Vietnamese grilled fish dish

Cha ca La Vong (Chả cá Lã Vọng in Vietnamese) is a Vietnamese grilled fish dish originally from Hanoi. The dish is traditionally made with hemibagrus (cá lăng in Vietnamese), which is a genus of catfish. The fish is cut into pieces and marinated with turmeric, galangal, fermented rice and other ingredients. It is then grilled over charcoal and served at the table in a hot pan coated with oil with scallion and dill. It is then eaten with bún noodles, fresh herbs, peanuts and a pungent shrimp-based sauce called mắm tôm. Chả Cá Lá Vọng is considered a Hanoi delicacy, as it is nearly exclusively served in restaurants and is not found in street food.

== History ==
In the 19th century, the Đoàn family living in the Old city of Hanoi were known to prepare grilled fish for their neighbors. The dish became so popular that the local community helped the family open an eatery at Hàng Sơn Street in 1871. The restaurant was colloquially named Chả cá Lã Vọng or Lã Vọng grilled fish. The name refers to a statue (displayed inside the shop) of "Lã Vọng" or Trương Tử Nha, an 11th-century BC Zhou dynasty strategist, Trương Tử Nha fishing was a legend that symbolized the patient wait for a talented people.

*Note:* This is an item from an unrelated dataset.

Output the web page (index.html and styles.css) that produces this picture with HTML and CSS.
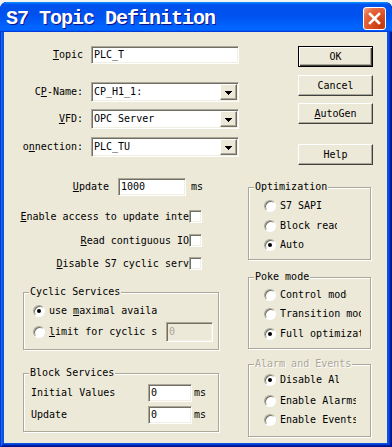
FILE: index.html
```html
<!DOCTYPE html>
<html>
<head>
<meta charset="utf-8">
<link rel="stylesheet" href="styles.css">
</head>
<body>
<div class="window">
  <div class="titlebar">
    <span class="title">S7 Topic Definition</span>
    <span class="close"><svg width="21" height="21" viewBox="0 0 21 21"><path d="M6 6 L15 15 M15 6 L6 15" stroke="#fff" stroke-width="2.6" stroke-linecap="square"/></svg></span>
  </div>
  <div class="client">
    <div class="left">
      <div class="row f-topic"><span class="lbl lbl-top"><u>T</u>opic</span><div class="edit">PLC_T</div></div>
      <div class="row f-cp"><span class="lbl lbl-top">C<u>P</u>-Name:</span><div class="combo"><span class="ctext">CP_H1_1:</span><span class="drop"><svg width="7" height="4" viewBox="0 0 7 4"><path d="M0 0H7V1H6V2H5V3H4V4H3V3H2V2H1V1H0Z"/></svg></span></div></div>
      <div class="row f-vfd"><span class="lbl lbl-top"><u>V</u>FD:</span><div class="combo"><span class="ctext">OPC Server</span><span class="drop"><svg width="7" height="4" viewBox="0 0 7 4"><path d="M0 0H7V1H6V2H5V3H4V4H3V3H2V2H1V1H0Z"/></svg></span></div></div>
      <div class="row f-conn"><span class="lbl lbl-top">o<u>n</u>nection:</span><div class="combo"><span class="ctext">PLC_TU</span><span class="drop"><svg width="7" height="4" viewBox="0 0 7 4"><path d="M0 0H7V1H6V2H5V3H4V4H3V3H2V2H1V1H0Z"/></svg></span></div></div>
      <div class="row f-update"><span class="lbl lbl-upd"><u>U</u>pdate</span><div class="edit e-upd">1000</div><span class="ms ms-upd">ms</span></div>
      <div class="row chk-row c1"><span class="chk-lbl"><u>E</u>nable access to update inte</span><span class="chk"></span></div>
      <div class="row chk-row c2"><span class="chk-lbl"><u>R</u>ead contiguous IO</span><span class="chk"></span></div>
      <div class="row chk-row c3"><span class="chk-lbl"><u>D</u>isable S7 cyclic serv</span><span class="chk"></span></div>
      <div class="group g-cyclic">
        <span class="legend">Cyclic Services</span>
        <div class="rad-row cy1"><span class="radio on"></span><span class="rad-lbl w108">use <u>m</u>aximal availa</span></div>
        <div class="rad-row cy2"><span class="radio"></span><span class="rad-lbl w108"><u>l</u>imit for cyclic s</span><div class="edit e-dis">0</div></div>
      </div>
      <div class="group g-block">
        <span class="legend">Block Services</span>
        <div class="row b1"><span class="lbl lbl-blk">Initial Values</span><div class="edit e-blk">0</div><span class="ms ms-blk">ms</span></div>
        <div class="row b2"><span class="lbl lbl-blk">Update</span><div class="edit e-blk">0</div><span class="ms ms-blk">ms</span></div>
      </div>
    </div>
    <div class="right">
      <div class="btn def b-ok">OK</div>
      <div class="btn b-cancel">Cancel</div>
      <div class="btn b-auto"><u>A</u>utoGen</div>
      <div class="btn b-help">Help</div>
      <div class="group g-opt">
        <span class="legend">Optimization</span>
        <div class="rad-row o1"><span class="radio"></span><span class="rad-lbl">S7 SAPI</span></div>
        <div class="rad-row o2"><span class="radio"></span><span class="rad-lbl w57">Block read</span></div>
        <div class="rad-row o3"><span class="radio on"></span><span class="rad-lbl">Auto</span></div>
      </div>
      <div class="group g-poke">
        <span class="legend">Poke mode</span>
        <div class="rad-row p1"><span class="radio"></span><span class="rad-lbl w67">Control mode</span></div>
        <div class="rad-row p2"><span class="radio"></span><span class="rad-lbl w81">Transition mode</span></div>
        <div class="rad-row p3"><span class="radio on"></span><span class="rad-lbl w81">Full optimization</span></div>
      </div>
      <div class="group g-alarm">
        <span class="legend disabled">Alarm and Events</span>
        <div class="rad-row a1"><span class="radio on"></span><span class="rad-lbl w59">Disable Alarms</span></div>
        <div class="rad-row a2"><span class="radio"></span><span class="rad-lbl w76">Enable Alarms</span></div>
        <div class="rad-row a3"><span class="radio"></span><span class="rad-lbl w76">Enable Events</span></div>
      </div>
    </div>
  </div>
</div>
</body>
</html>
```
FILE: styles.css
```css
* { box-sizing: border-box; }
html, body { margin: 0; padding: 0; }
body {
  width: 392px; height: 447px; overflow: hidden;
  background: #f3f3f3;
  font-family: "DejaVu Sans Mono", monospace;
  font-size: 10px; line-height: 12px; color: #000;
}
u { text-decoration: underline; text-underline-offset: 1px; text-decoration-thickness: 1px; }

.window {
  margin-top: 2px; width: 392px; height: 445px;
  display: flex; flex-direction: column;
  background: #0855dd;
  border-radius: 7px 7px 0 0;
  box-shadow: inset 1px 0 #0831d9, inset -1px -1px #00138c, inset 2px 0 #166aee, inset -2px -2px #001ea0, inset -3px -3px #003bda;
  overflow: hidden;
}
.titlebar {
  height: 30px; flex: none;
  display: flex; align-items: flex-start;
  border-radius: 7px 7px 0 0;
  background: linear-gradient(180deg, #0997ff, #0053ee 8%, #0050ee 40%, #0066ff 88%, #0066ff 93%, #005bff 95%, #003dd7 96%, #003dd7);
}
.title {
  margin: 8px 0 0 6px;
  font: bold 20px/18px "Liberation Mono", monospace;
  letter-spacing: -1px;
  color: #fff;
  text-shadow: 1px 1px #0f1089;
  white-space: nowrap;
}
.close {
  margin: 5px 6px 0 auto;
  width: 23px; height: 23px;
  border: 1px solid #fff; border-radius: 3px;
  background: radial-gradient(circle at 85% 85%, #c3380f 0%, #dd4f25 45%, #e66c45 75%, #f4a98c 100%);
  display: flex; align-items: center; justify-content: center;
}
.close svg { display: block; }

.client {
  flex: 1;
  margin: 0 5px 4px 4px;
  background: #ece9d8;
  display: flex;
}
.left { width: 244px; flex: none; display: flex; flex-direction: column; align-items: flex-start; }
.right { flex: 1; display: flex; flex-direction: column; align-items: flex-start; }

.row { display: flex; align-items: center; flex: none; }
.lbl { text-align: right; white-space: nowrap; flex: none; }

.f-topic { margin-top: 14px; height: 18px; }
.f-cp { margin-top: 18px; height: 20px; }
.f-vfd { margin-top: 7px; height: 20px; }
.f-conn { margin-top: 8px; height: 20px; }
.lbl-top { width: 79px; }
.lbl-top + .edit, .lbl-top + .combo { margin-left: 8px; width: 148px; }

.edit {
  height: 18px; flex: none;
  background: #fff;
  border: 1px solid; border-color: #aca899 #fff #fff #aca899;
  box-shadow: inset 1px 1px #716f64, inset -1px -1px #f1efe2;
  padding-left: 2px;
  line-height: 16px;
  white-space: nowrap; overflow: hidden;
}
.combo {
  height: 20px; flex: none;
  background: #fff;
  border: 1px solid; border-color: #aca899 #fff #fff #aca899;
  box-shadow: inset 1px 1px #716f64, inset -1px -1px #f1efe2;
  display: flex; align-items: center;
}
.ctext { padding-left: 2px; white-space: nowrap; }
.drop {
  margin-left: auto; margin-right: 1px;
  width: 17px; height: 16px;
  background: #ece9d8;
  border: 1px solid; border-color: #fff #716f64 #716f64 #fff;
  box-shadow: inset -1px -1px #aca899;
  display: flex; align-items: center; justify-content: center;
}
.drop svg { display: block; margin-top: 1px; }

.f-update { margin-top: 21px; height: 18px; }
.lbl-upd { width: 105px; }
.e-upd { margin-left: 9px; width: 68px; }
.ms-upd { margin-left: 5px; }

.chk-row { height: 13px; margin-left: 16px; }
.c1 { margin-top: 14px; }
.c2 { margin-top: 11px; }
.c3 { margin-top: 10px; }
.chk-lbl { width: 169px; text-align: right; white-space: nowrap; overflow: hidden; }
.chk {
  width: 13px; height: 13px; flex: none;
  background: #fff;
  border: 1px solid; border-color: #aca899 #fff #fff #aca899;
  box-shadow: inset 1px 1px #716f64, inset -1px -1px #f1efe2;
}

.group {
  flex: none;
  border: 1px solid #aca899;
  box-shadow: inset 1px 1px #fff, 1px 1px #fff;
  display: flex; flex-direction: column; align-items: flex-start;
}
.legend {
  height: 12px; line-height: 12px;
  margin: -7px 0 0 5px; padding: 0 1px;
  background: #ece9d8;
  white-space: nowrap;
}
.legend.disabled { color: #aca899; text-shadow: 1px 1px #fff; }

.rad-row { display: flex; align-items: center; height: 12px; flex: none; }
.radio {
  width: 12px; height: 12px; flex: none;
  border-radius: 50%;
  background: #fff;
  border: 1px solid; border-color: #aca899 #fff #fff #aca899;
  box-shadow: inset 1px 1px #716f64;
  display: flex; align-items: center; justify-content: center;
}
.radio.on::after { content: ""; width: 4px; height: 4px; border-radius: 50%; background: #000; }
.rad-lbl { margin-left: 4px; white-space: nowrap; overflow: hidden; }
.w108 { width: 109px; }
.w57 { width: 57px; }
.w59 { width: 59px; }
.w67 { width: 67px; }
.w76 { width: 76px; }
.w81 { width: 81px; }

.g-cyclic { margin: 22px 0 0 19px; width: 196px; height: 58px; }
.g-cyclic .rad-row { margin-left: 9px; }
.cy1 { margin-top: 7px; }
.cy2 { margin-top: 5px; height: 20px; }
.e-dis { margin-left: 8px; width: 47px; height: 20px; line-height: 18px; background: #ece9d8; color: #aca899; }

.g-block { margin: 23px 0 0 19px; width: 196px; height: 59px; }
.b1 { margin-top: 5px; height: 18px; }
.b2 { margin-top: 4px; height: 18px; }
.lbl-blk { width: 117px; margin-left: 7px; text-align: left; }
.e-blk { width: 44px; }
.ms-blk { margin-left: 2px; }

.btn {
  width: 75px; height: 21px; flex: none;
  margin-left: 50px;
  display: flex; align-items: center; justify-content: center;
  background: #ece9d8;
  border: 1px solid; border-color: #fff #404040 #404040 #fff;
  box-shadow: inset -1px -1px #aca899;
}
.btn.def { border-color: #000; box-shadow: inset 1px 1px #fff, inset -1px -1px #404040, inset -2px -2px #aca899; }
.b-ok { margin-top: 14px; }
.b-cancel { margin-top: 8px; }
.b-auto { margin-top: 7px; }
.b-help { margin-top: 20px; }

.g-opt { margin-top: 22px; width: 123px; height: 73px; }
.g-poke { margin-top: 17px; width: 123px; height: 72px; }
.g-alarm { margin-top: 15px; width: 123px; height: 73px; }
.right .rad-row { margin-left: 15px; }
.o1 { margin-top: 7px; }
.o2 { margin-top: 8px; }
.o3 { margin-top: 7px; }
.p1 { margin-top: 6px; }
.p2 { margin-top: 7px; }
.p3 { margin-top: 8px; }
.a1 { margin-top: 4px; }
.a2 { margin-top: 9px; }
.a3 { margin-top: 7px; }
```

The small restaurant was managed by Đoàn Xuân Phúc and his wife Bì Thị Vân. In its early days, it was a meeting place and hideout for anti-colonial rebels. However, the restaurant soon became popular with aristocrats and colonial troops of French Indochina. The Đoàn family had managed to conceal rebel activities for two decades until the French caught Đoàn Xuân Phúc and beheaded him. Hàng Sơn Street was later renamed Grilled Fish Lane or Phố Chả Cá after the restaurant.

The original Chả Cá Lã Vọng restaurant is still in business today, where it only serves its signature dish, and guests eat from charcoal burners at communal tables. The restaurant was listed as a destination in the book 1000 Places to Visit Before You Die.

== Cultural value ==
Cha Ca La Vong is not only a dish, but also a cultural symbol, associated with Hanoi's identity: expressing culinary sophistication, family tradition, and history of fighting against foreign invaders.

Symbol of Hanoi: Becoming a specialty associated with the capital, praised by many international culinary magazines such as New York Times, CNN Travel, Lonely Planet.In 2016, Cha ca La Vong was broadcast on CNN as one of the best Vietnamese dishes in the world.

Living heritage: The original La Vong fish cakes restaurant has existed for more than 150 years, still serving only this dish.

== Contemporary interpretations ==
The dish has left a strong impression on food critics and bloggers. As explained by Florence Fabricant, "The combination of ingredients — turmeric, dill, shrimp paste and fish sauce — delivers an intriguing muskiness bolstered with chiles, silky noodles and a thicket of other fresh herbs to season the chunks of moist fish. My memories are still vivid after 10 years."

Some chefs have developed their own interpretation of the dish, particularly in places where hemibragus may be less common. In the United States, some restaurants serve the dish with a variety of fish types and cooking styles, including: grilled catfish satay, grilled basa, grilled tilapia, whole broiled flounder, and halibut salad.